[Recorded data]
┌────────
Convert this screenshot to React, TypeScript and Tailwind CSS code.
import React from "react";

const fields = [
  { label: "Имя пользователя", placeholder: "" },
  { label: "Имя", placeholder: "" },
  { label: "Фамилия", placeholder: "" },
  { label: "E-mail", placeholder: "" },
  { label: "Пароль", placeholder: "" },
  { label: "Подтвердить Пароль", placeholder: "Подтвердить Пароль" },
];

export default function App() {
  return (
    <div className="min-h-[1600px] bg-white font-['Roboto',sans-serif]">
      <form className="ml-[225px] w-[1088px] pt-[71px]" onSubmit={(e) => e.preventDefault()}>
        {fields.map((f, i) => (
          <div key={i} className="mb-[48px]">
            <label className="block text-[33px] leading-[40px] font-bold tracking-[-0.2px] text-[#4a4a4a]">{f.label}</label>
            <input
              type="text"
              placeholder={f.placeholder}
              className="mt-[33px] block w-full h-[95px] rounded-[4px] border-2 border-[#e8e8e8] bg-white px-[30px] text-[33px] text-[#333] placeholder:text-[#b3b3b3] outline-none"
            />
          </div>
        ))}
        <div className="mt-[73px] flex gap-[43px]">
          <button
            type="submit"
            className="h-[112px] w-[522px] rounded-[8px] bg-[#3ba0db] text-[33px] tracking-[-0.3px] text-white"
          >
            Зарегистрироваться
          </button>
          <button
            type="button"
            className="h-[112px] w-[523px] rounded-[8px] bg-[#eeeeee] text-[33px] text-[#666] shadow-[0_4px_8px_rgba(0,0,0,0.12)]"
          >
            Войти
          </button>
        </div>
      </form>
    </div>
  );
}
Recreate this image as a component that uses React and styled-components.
└────────
» **Exercise**: Restate, word for word and with nothing added, the lines from the first line of the listing through the one where "import React from" stands.

» **Answer to this exercise**:
Convert this screenshot to React, TypeScript and Tailwind CSS code.
import React from "react";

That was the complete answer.